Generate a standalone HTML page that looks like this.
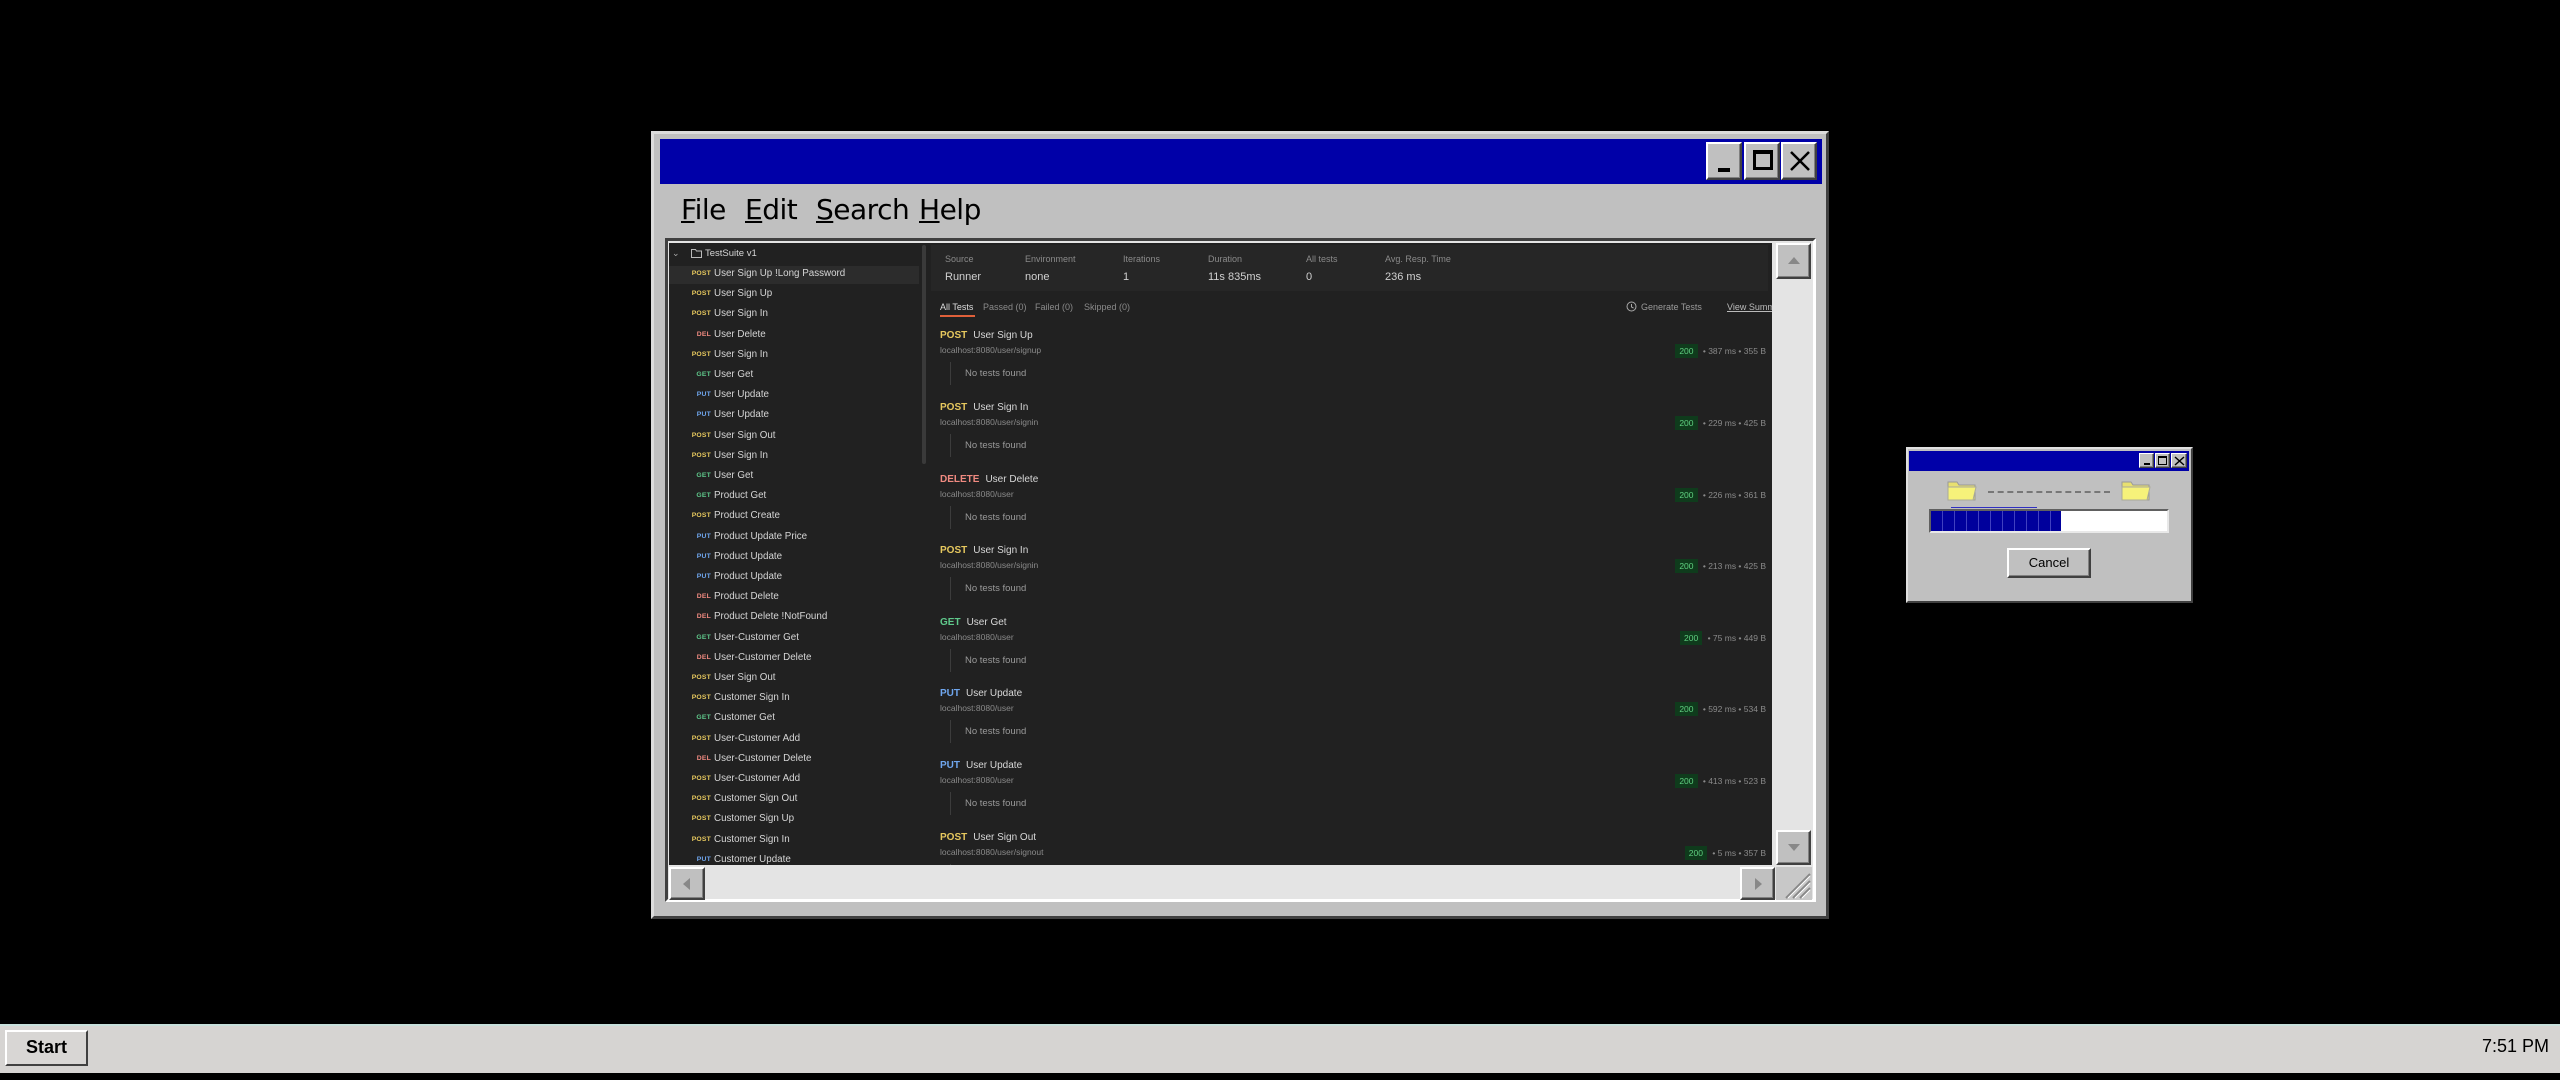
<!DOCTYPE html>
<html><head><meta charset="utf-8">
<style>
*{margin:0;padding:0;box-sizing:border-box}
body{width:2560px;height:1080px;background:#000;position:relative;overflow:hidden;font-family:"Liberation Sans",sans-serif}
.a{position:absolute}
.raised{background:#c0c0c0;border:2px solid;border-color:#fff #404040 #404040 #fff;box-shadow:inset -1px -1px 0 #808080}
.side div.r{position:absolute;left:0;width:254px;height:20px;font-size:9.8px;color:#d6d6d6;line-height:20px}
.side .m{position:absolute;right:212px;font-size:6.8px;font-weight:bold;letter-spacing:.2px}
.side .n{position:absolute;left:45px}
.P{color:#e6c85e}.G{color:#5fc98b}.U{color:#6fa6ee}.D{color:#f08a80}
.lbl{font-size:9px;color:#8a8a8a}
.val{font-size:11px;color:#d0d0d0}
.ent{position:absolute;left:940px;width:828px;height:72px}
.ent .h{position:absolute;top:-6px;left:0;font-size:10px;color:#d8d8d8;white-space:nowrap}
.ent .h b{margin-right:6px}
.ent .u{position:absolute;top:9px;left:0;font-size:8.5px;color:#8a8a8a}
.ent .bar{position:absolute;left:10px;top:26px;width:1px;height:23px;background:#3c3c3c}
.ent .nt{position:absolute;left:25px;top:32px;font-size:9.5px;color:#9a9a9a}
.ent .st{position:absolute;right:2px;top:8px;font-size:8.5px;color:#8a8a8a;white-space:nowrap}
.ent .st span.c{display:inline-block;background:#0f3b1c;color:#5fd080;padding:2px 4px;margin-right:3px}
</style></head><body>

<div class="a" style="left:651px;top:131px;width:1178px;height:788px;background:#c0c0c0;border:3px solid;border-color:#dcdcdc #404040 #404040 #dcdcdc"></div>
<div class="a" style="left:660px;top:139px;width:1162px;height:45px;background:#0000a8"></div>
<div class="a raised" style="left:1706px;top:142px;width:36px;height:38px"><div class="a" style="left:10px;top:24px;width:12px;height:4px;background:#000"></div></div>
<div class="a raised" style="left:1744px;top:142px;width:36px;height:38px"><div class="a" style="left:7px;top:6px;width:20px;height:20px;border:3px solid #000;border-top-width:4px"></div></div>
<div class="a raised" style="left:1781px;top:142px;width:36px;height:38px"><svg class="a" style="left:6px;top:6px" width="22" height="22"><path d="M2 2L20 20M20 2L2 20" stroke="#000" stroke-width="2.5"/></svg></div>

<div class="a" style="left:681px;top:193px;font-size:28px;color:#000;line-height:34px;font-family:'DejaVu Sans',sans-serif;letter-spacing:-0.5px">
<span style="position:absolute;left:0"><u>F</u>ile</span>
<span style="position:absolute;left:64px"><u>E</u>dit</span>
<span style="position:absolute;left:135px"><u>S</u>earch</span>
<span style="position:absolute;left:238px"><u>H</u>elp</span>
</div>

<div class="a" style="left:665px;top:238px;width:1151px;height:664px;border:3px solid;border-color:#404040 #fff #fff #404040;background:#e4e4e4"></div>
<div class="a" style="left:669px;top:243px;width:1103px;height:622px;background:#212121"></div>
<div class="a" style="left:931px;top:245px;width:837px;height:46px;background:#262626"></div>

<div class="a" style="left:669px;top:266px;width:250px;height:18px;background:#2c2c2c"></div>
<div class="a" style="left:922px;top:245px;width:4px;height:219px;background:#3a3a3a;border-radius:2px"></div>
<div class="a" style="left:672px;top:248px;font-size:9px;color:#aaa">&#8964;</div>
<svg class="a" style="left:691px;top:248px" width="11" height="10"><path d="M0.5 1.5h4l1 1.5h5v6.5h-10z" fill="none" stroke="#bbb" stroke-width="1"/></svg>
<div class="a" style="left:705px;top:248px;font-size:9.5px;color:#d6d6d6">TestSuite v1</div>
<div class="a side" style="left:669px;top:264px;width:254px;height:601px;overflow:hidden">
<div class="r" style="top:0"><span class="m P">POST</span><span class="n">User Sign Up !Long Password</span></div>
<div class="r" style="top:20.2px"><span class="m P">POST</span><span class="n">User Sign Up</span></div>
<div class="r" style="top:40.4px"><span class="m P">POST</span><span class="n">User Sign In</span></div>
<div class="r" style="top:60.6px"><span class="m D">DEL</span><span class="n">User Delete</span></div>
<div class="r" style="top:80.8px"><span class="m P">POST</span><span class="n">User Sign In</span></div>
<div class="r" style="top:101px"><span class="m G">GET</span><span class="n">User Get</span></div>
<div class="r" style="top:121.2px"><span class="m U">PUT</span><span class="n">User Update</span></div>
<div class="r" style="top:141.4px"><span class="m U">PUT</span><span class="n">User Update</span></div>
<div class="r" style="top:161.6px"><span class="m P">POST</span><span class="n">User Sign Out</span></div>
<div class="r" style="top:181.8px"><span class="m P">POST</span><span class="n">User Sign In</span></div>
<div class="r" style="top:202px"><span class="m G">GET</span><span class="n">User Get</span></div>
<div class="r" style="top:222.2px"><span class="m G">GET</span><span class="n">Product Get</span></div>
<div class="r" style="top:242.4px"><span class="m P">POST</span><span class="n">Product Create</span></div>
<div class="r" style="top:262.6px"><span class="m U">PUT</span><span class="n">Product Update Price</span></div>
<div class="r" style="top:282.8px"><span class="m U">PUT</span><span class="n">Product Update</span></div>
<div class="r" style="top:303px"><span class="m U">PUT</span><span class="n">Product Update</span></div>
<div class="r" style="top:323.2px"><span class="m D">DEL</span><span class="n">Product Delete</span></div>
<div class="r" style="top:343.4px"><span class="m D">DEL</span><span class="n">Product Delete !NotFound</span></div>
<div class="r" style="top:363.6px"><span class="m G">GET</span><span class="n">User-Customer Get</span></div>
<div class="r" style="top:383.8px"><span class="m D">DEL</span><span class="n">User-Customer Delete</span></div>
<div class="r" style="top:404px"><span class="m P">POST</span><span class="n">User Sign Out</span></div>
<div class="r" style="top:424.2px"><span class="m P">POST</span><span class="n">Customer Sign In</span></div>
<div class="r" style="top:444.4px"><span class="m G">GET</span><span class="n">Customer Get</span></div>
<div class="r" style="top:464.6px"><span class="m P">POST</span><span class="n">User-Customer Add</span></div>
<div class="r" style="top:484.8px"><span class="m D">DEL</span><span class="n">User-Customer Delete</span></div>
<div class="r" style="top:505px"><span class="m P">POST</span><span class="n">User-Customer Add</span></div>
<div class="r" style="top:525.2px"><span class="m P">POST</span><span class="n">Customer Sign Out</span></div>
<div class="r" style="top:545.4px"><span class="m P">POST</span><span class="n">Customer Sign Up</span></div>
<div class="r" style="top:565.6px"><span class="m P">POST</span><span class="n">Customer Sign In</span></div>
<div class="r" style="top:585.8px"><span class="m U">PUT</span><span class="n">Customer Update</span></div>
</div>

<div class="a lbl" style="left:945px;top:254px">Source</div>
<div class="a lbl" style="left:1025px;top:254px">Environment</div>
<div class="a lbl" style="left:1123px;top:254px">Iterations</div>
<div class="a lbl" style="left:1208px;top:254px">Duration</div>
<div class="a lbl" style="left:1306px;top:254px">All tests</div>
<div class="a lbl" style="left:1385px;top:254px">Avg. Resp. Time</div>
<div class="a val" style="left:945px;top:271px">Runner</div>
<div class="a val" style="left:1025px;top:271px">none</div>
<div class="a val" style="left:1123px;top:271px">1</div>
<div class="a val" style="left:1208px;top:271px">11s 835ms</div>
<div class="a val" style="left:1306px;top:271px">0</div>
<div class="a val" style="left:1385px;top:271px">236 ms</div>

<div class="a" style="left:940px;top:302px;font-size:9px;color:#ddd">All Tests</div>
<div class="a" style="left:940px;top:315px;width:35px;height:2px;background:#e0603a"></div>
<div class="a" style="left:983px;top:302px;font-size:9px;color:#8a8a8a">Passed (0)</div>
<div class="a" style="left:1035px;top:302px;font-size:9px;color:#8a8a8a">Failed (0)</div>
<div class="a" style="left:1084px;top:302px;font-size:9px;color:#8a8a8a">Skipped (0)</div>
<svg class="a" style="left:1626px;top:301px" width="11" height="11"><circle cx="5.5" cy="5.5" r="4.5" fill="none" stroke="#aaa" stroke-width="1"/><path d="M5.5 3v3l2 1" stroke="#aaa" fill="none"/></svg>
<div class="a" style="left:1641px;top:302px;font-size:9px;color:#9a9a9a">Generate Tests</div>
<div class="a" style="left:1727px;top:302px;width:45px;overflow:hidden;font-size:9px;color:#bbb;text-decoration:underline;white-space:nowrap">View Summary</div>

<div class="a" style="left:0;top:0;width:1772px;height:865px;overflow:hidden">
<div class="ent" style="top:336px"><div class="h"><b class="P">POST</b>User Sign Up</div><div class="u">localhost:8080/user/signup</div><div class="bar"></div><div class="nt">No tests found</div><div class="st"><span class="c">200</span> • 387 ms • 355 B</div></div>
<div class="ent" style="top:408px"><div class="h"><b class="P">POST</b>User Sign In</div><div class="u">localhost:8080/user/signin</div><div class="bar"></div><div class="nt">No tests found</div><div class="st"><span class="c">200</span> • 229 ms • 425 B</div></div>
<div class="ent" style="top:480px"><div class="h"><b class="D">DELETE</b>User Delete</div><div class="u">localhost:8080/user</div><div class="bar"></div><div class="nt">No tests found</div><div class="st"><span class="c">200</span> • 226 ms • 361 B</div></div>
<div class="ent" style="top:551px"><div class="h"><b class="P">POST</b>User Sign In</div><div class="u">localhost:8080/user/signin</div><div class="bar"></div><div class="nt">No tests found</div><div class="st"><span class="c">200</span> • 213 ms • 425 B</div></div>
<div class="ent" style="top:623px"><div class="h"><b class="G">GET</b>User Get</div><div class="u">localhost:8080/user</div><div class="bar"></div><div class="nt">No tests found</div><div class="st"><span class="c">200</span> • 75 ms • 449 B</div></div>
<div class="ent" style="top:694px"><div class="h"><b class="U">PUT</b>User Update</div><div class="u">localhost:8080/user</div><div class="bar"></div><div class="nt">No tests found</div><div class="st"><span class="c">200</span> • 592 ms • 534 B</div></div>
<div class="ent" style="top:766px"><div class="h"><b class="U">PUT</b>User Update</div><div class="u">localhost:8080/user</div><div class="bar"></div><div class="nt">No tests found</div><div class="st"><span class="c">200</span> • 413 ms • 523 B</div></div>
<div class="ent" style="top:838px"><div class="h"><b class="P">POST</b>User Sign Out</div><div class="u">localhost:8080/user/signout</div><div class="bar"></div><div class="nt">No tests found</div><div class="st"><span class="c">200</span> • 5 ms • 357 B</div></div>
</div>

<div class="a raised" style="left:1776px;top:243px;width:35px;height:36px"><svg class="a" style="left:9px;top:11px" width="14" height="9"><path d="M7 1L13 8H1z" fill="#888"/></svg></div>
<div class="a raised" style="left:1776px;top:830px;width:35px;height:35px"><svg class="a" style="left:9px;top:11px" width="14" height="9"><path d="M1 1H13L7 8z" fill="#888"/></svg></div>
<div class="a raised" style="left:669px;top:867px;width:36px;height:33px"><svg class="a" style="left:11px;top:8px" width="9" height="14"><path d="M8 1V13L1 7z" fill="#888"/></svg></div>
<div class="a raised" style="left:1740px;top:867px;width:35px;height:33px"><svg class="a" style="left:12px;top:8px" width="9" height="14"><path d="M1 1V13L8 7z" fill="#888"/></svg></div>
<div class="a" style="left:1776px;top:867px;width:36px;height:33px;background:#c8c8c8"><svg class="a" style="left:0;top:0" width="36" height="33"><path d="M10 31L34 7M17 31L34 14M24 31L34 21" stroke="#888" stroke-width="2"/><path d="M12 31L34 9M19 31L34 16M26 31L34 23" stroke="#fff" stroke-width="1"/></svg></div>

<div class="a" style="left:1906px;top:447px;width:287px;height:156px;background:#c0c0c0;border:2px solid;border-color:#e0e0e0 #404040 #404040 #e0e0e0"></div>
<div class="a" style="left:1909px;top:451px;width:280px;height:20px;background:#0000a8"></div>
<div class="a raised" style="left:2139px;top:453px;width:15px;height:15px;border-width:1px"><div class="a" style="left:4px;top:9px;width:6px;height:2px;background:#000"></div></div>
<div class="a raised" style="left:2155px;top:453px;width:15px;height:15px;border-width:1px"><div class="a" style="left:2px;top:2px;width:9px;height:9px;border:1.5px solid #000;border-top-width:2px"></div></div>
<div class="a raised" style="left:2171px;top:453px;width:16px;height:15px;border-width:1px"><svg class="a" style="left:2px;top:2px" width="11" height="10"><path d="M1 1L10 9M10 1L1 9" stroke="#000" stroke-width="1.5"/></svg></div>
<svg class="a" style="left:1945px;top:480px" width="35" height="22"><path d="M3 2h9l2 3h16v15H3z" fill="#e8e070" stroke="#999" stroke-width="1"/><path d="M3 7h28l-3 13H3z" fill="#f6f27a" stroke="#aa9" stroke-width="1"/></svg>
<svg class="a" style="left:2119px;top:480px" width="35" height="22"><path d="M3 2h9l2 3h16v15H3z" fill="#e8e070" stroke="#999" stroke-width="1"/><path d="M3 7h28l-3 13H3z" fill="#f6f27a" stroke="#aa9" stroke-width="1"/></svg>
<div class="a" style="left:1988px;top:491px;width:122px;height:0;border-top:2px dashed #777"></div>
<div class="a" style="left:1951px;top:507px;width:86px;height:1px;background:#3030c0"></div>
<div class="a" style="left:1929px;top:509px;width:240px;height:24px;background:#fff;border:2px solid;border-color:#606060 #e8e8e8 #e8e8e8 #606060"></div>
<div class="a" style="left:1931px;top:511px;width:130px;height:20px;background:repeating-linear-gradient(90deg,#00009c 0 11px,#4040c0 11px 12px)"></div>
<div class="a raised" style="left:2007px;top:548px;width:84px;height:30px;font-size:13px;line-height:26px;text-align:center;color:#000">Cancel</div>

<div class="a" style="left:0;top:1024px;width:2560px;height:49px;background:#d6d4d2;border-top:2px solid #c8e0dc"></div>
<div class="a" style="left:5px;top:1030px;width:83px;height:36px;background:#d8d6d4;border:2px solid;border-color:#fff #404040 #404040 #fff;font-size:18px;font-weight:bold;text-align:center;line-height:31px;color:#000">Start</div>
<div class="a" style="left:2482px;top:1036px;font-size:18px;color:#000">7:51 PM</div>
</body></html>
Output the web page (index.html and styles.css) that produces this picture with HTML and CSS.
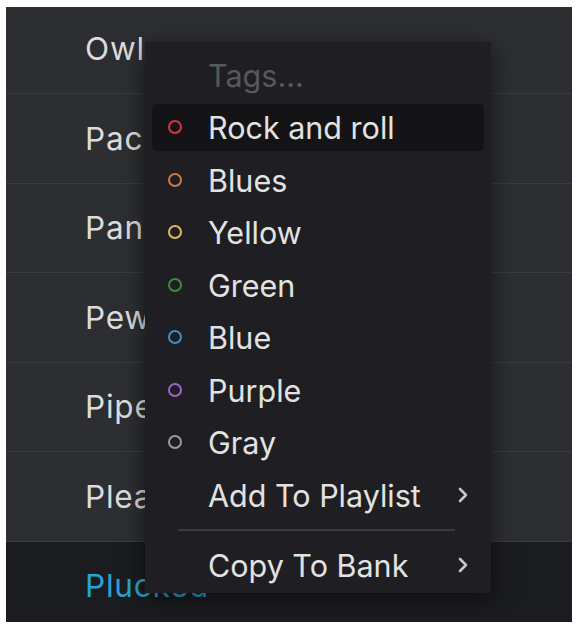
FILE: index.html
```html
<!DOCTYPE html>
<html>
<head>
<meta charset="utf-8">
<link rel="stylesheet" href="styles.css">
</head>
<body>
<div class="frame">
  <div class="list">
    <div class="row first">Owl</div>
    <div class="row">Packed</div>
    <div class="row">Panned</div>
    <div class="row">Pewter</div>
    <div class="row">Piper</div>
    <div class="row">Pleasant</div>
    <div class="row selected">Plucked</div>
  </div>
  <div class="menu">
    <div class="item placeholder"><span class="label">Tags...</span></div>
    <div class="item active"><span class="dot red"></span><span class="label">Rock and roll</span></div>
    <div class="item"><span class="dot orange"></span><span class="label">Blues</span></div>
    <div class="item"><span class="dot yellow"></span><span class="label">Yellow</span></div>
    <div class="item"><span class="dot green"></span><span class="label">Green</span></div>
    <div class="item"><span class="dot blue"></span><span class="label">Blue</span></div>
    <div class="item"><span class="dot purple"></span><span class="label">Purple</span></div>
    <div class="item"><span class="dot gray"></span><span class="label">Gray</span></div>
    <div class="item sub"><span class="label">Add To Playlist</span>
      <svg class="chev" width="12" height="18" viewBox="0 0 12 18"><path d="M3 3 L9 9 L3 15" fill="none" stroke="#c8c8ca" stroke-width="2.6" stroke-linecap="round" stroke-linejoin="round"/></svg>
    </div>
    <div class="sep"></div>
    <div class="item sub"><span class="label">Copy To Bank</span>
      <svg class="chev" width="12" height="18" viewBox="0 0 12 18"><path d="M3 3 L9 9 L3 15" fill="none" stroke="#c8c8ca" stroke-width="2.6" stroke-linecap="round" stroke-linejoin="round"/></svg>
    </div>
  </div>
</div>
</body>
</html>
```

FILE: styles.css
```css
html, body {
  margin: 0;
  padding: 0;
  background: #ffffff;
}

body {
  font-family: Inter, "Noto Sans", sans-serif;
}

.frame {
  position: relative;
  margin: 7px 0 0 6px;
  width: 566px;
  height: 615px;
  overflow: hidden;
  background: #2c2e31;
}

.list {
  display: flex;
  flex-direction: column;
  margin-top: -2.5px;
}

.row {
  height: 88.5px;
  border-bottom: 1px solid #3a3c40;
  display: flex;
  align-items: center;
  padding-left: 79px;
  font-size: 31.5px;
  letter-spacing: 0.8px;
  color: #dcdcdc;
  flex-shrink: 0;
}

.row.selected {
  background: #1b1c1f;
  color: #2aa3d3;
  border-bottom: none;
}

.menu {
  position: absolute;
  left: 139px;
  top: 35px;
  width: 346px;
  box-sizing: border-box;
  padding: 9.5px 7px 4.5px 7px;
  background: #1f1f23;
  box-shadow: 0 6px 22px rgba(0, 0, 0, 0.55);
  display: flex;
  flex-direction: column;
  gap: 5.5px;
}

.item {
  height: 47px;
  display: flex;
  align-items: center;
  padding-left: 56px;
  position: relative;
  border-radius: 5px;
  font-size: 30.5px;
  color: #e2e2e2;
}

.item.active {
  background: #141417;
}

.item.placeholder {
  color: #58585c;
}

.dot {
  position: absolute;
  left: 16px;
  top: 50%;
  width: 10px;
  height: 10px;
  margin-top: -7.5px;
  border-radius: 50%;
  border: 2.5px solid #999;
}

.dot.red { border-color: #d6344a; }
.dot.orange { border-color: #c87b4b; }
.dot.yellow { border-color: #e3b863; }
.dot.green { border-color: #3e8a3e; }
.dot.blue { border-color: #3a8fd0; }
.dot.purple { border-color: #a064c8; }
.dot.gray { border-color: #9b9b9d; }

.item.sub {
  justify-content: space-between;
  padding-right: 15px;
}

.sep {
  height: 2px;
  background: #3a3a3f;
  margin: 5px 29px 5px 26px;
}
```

WHAT YOU SHOULD DO
Which lines hold the word "this"? Show each one.

RESPONSE TO THE EXERCISE
Generate a standalone HTML page that looks like this.
Output the web page (index.html and styles.css) that produces this picture with HTML and CSS.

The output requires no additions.